Author’s Note: The order of magnitude improvements apply to Psyco only; Psyco is a dynamic just-in-time compiler. Psyco is not part of standard Python and it doesn’t work on Mac, so the orders of magnitude performance improvements should refer to Psyco only. |
Metadata for Python packages
The only chink in Python’s armor is its relatively weak support for installation, deployment, and updates of large systems with many dependencies. It might not be important for the typical utility or administration script, but Python is used more and more for developing large-scale systems. The distutils module is the official way of creating and distributing Python packages. It is based on a set up script that can create source and binary distributions, including metadata, for different platforms. Until Python 2.5 it lacked any notion of dependency between packages.
Python 2.5 added a few metadata fields (based on PEP-314): ‘requires’, ‘obsoletes,’ and ‘download_url’. Python also has an online repository for packages called the cheeseshop , which contains an index of downloadable packages. Unfortunately, it seems the new metadata fields don’t really solve the dependency issues because there is no semantics attached to these fields and no tool support.

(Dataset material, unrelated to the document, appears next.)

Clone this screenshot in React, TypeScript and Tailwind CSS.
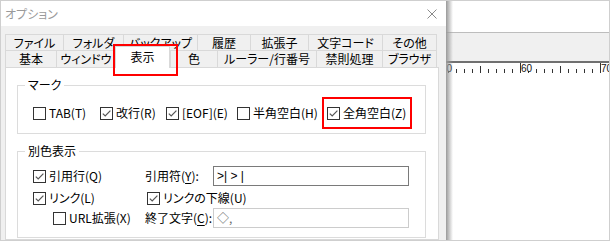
import React from 'react';

const font = "font-['Noto_Sans_CJK_JP','Noto_Sans',sans-serif] [font-feature-settings:'palt']";

const row1 = [
  { label: 'ファイル', w: 'w-[58px]' },
  { label: 'フォルダ', w: 'w-[60px]' },
  { label: 'バックアップ', w: 'w-[74px]' },
  { label: '履歴', w: 'w-[53px]' },
  { label: '拡張子', w: 'w-[58px]' },
  { label: '文字コード', w: 'w-[74px]' },
  { label: 'その他', w: 'w-[55px]' },
];

const row2 = [
  { label: '基本', w: 'w-[51px]' },
  { label: 'ウィンドウ', w: 'w-[59px]' },
  { label: '表示', w: 'w-[55px]', active: true },
  { label: '色', w: 'w-[47px]' },
  { label: 'ルーラー/行番号', w: 'w-[99px]' },
  { label: '禁則処理', w: 'w-[66px]' },
  { label: 'ブラウザ', w: 'w-[55px]' },
];

function Box({ checked }: { checked?: boolean }) {
  return (
    <span className="w-[13px] h-[13px] border border-[#333333] bg-white flex items-center justify-center shrink-0">
      {checked && (
        <svg width="11" height="11" viewBox="0 0 11 11">
          <path d="M1.8 5.6 L4.2 8 L9.4 2.6" fill="none" stroke="#555555" strokeWidth="1.2" />
        </svg>
      )}
    </span>
  );
}

function CheckItem({ label, checked, className = '' }: { label: string; checked?: boolean; className?: string }) {
  return (
    <div className={`flex items-center gap-[3px] h-[16px] ${className}`}>
      <Box checked={checked} />
      <span className="leading-[16px] whitespace-nowrap">{label}</span>
    </div>
  );
}

function Ruler() {
  // 8px per column, tall tick every 10, mid tick at 5
  const ticks = [];
  for (let k = 0; k <= 20; k++) {
    const x = k * 8 - 6;
    const tall = k % 10 === 0;
    const mid = k % 10 === 5;
    ticks.push(
      <line key={k} x1={x + 0.5} x2={x + 0.5} y1={tall ? 0 : mid ? 3 : 6} y2={10} stroke="#333" strokeWidth="1" />
    );
  }
  return (
    <svg width="164" height="10" className="block">
      {ticks}
      <rect x="-4" y="0" width="13" height="8" fill="white" />
      <rect x="76" y="0" width="13" height="8" fill="white" />
      <rect x="156" y="0" width="13" height="8" fill="white" />
      <text x="-5" y="9" fontSize="10" fontFamily="Liberation Sans, sans-serif" fill="#111">50</text>
      <text x="75" y="9" fontSize="10" fontFamily="Liberation Sans, sans-serif" fill="#111">60</text>
      <text x="155" y="9" fontSize="10" fontFamily="Liberation Sans, sans-serif" fill="#111">70</text>
    </svg>
  );
}

export default function App() {
  return (
    <div className={`w-[610px] h-[241px] border border-[#cfcfcf] flex overflow-hidden text-[12px] text-black ${font}`}>
      {/* dialog */}
      <div className="w-[445px] shrink-0 flex flex-col bg-[#f0f0f0]">
        <div className="h-[25px] bg-white flex items-center justify-between pl-[4px] pr-[9px]">
          <span className="text-[#9a9a9a] leading-none">オプション</span>
          <svg width="10" height="10" viewBox="0 0 10 10">
            <path d="M0.5 0.5 L9.5 9.5 M9.5 0.5 L0.5 9.5" stroke="#8a8a8a" strokeWidth="1" />
          </svg>
        </div>

        <div className="flex-1 flex flex-col pl-[4px] pr-[7px] pt-[8px]">
          <div className="flex h-[16px]">
            {row1.map((t, i) => (
              <div
                key={t.label}
                className={`${t.w} h-[16px] border-t border-l border-[#d9d9d9] flex items-center justify-center leading-none ${i === row1.length - 1 ? 'border-r' : ''}`}
              >
                {t.label}
              </div>
            ))}
          </div>
          <div className="flex items-start h-[17px]">
            {row2.map((t, i) =>
              t.active ? (
                <div
                  key={t.label}
                  className={`${t.w} h-[22px] -mt-[4px] relative z-10 bg-white border-t border-l border-r border-[#d9d9d9] flex items-center justify-center leading-none pb-[2px]`}
                >
                  {t.label}
                  <div className="absolute -left-[3px] -top-[3px] w-[65px] h-[32px] border-2 border-[#ff0000]" />
                </div>
              ) : (
                <div
                  key={t.label}
                  className={`${t.w} h-[17px] border-t border-l border-[#d9d9d9] flex items-center justify-center leading-none ${i === row2.length - 1 ? 'border-r' : ''}`}
                >
                  {t.label}
                </div>
              )
            )}
          </div>

          <div className="flex-1 bg-white border border-[#d9d9d9] pt-[9px] pl-[11px] pr-[12px]">
            <fieldset className="border border-[#dcdcdc] pt-[12px] pb-[12px]">
              <legend className="ml-[7px] px-[3px] leading-[16px]">マーク</legend>
              <div className="flex pl-[15px]">
                <CheckItem label="TAB(T)" className="w-[67px]" />
                <CheckItem label="改行(R)" checked className="w-[66px]" />
                <CheckItem label="[EOF](E)" checked className="w-[71px]" />
                <CheckItem label="半角空白(H)" className="w-[90px]" />
                <div className="relative">
                  <CheckItem label="全角空白(Z)" checked />
                  <div className="absolute -left-[5px] -top-[8px] w-[90px] h-[32px] border-2 border-[#ff0000]" />
                </div>
              </div>
            </fieldset>

            <fieldset className="mt-[9px] border border-[#dcdcdc] pt-[7px] pb-[9px]">
              <legend className="ml-[7px] px-[3px] leading-[16px]">別色表示</legend>
              <div className="pl-[15px] flex flex-col">
                <div className="flex items-center h-[20px]">
                  <CheckItem label="引用行(Q)" checked className="w-[112px]" />
                  <span className="w-[68px] leading-[16px] whitespace-nowrap">
                    引用符(<span className="underline underline-offset-2">Y</span>):
                  </span>
                  <div className="w-[196px] h-[20px] border border-[#7a7a7a] bg-white flex items-center pl-[3px] leading-none font-['Liberation_Sans',sans-serif] [font-feature-settings:normal] whitespace-pre">
                    &gt;| &gt; |
                  </div>
                </div>
                <div className="flex items-center h-[16px] mt-[4px]">
                  <CheckItem label="リンク(L)" checked className="w-[114px]" />
                  <CheckItem label="リンクの下線(U)" checked />
                </div>
                <div className="flex items-center h-[20px] mt-[2px]">
                  <CheckItem label="URL拡張(X)" className="w-[92px] ml-[20px]" />
                  <span className="w-[68px] leading-[16px] whitespace-nowrap">
                    終了文字(<span className="underline underline-offset-2">C</span>):
                  </span>
                  <div className="w-[196px] h-[20px] border border-[#cccccc] bg-white flex items-center pl-[3px] leading-none text-[#6d6d6d]">
                    ◇,
                  </div>
                </div>
              </div>
            </fieldset>
          </div>
        </div>
      </div>

      {/* editor behind the dialog */}
      <div className="flex-1 relative bg-white flex flex-col">
        <div className="h-[31px] bg-white" />
        <div className="h-[29px] bg-[#f0f0f0] border-t border-[#bdbdbd]" />
        <div className="h-[12px] border-t-2 border-[#707070] bg-white">
          <Ruler />
        </div>
        <div className="flex-1 bg-white" />
        <div className="absolute left-0 top-0 bottom-0 w-[7px] bg-gradient-to-r from-[#9a9a9a] to-transparent" />
      </div>
    </div>
  );
}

Python’s salvation may be the setuptools project , again by the prolific Philip J. Eby. This project aims to enhance the distutils module and be compatible with it. It is the de facto standard for distributing and installing Python packages. It is at version 0.6c3 and quite usable, but it’s not perfect yet.
Balance and Traction
Python 2.5 is a mostly backward compatible and balanced release. It introduced multiple language enhancements, several new and improved modules in the standard library, and lots of performance enhancements. Best of all, it created healthy traction and innovation without disrupting its growing user base.
Python is well poised to target larger and more complicated systems, while preserving its essential simplicity and the friendliness that attracted so many developers in the first place.